The case, Ramos v. Louisiana, dealt with whether the Sixth Amendment’s requirement of unanimous jury verdicts for convictions in federal courts extends to state convictions as well. In his delivery of the majority opinion, Gorsuch described the Sixth Amendment’s requirement of a unanimous jury verdict for convictions to be “unmistakable,” and Kavanaugh lambasted the prevailing opinion that upheld split verdict convictions as “egregiously wrong.”
Preceding this judgment, unanimous juries were only mandated for federal criminal trials and for state criminal trials composed of six jurors. Up until a successful ballot initiative campaign in 2018 overturned the policy in Louisiana, Louisiana and Oregon were the only states that allowed for felony convictions from nonunanimous jury verdicts. Thanks to a cross-party campaign led by conservative and progressive leaders, the voters of Louisiana soundly repudiated the state’s system of unanimous juries in 2018 by enacting Amendment 2 by a margin of 64.4% to 35.6%.
Living in the state with the second-most exonerations per capita, Louisiana voters had good reason to worry about the state’s nonunanimous jury verdicts. The city of New Orleans owns the unfortunate title of exoneration capital of the United States, with an exoneration rate almost 10 times the national average and almost 64% higher than the second-most exonerated city. As innocent people wrongfully lose their freedom and communities are left with actual criminals still on the streets, these wrongful convictions have a serious human cost.
In its amicus brief to the court, The Innocence Project, a national nonprofit organization devoted to exonerating wrongfully convicted individuals, detailed 13 cases of Louisianans who were wrongfully convicted as a result of nonunanimous jury verdicts. Collectively, these 13 men faced 206 years of wrongful conviction. Glenn Davis, Larry Delmore, and Terrence Meyers wrongfully served 16 years of life sentences based on the testimony of a single eyewitness who admitted to smoking crack cocaine an hour before the crime. Gerald Burge was convicted according to the false testimony of the actual perpetrator. Innocent people in the state of Louisiana (and surely Oregon faces its own set of similar stories) lost decades behind bars thanks to a deeply flawed system that failed to protect their constitutional rights.
The ruling by the Supreme Court, however, will do more than simply protect the rights of the wrongfully convicted. When individuals lose their rights as a result of a wrongful conviction, communities pay a steep cost with actual perpetrators allowed to roam free.

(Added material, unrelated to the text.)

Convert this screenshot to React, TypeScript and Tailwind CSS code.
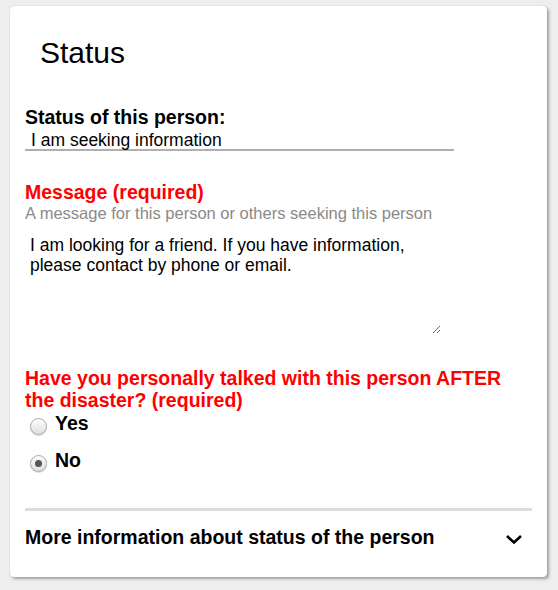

Travis Hayes lost a decade of his life behind bars, while the actual perpetrator went on to carry out another murder. During the 17 years Willie Jackson wrongfully faced for a crime that the evidence suggested his brother committed, Jackson’s brother committed and was convicted on another rape charge. Despite fingerprints found at the crime scene failing to match his own, Archie Williams wrongfully spent 35 years in prison. Meanwhile, the serial rapist who actually committed the crime was able to walk free and continue his heinous acts.
As Benjamin Franklin said in one of his many letters, “It is better 100 guilty persons should escape than that one innocent Person should suffer.” The ruling in Ramos v. Louisiana provides communities the opportunity to live up to that statement and to right the wrongs established by nonunanimous jury convictions. While Amendment 2 did not apply retroactively in Louisiana, this ruling now provides at least 44 Louisiana inmates with the opportunity to have their freedom restored.
Just as both the conservatives and the liberals of the court joined together to end this unjust practice, so too should people of any political persuasion join together to celebrate this outcome.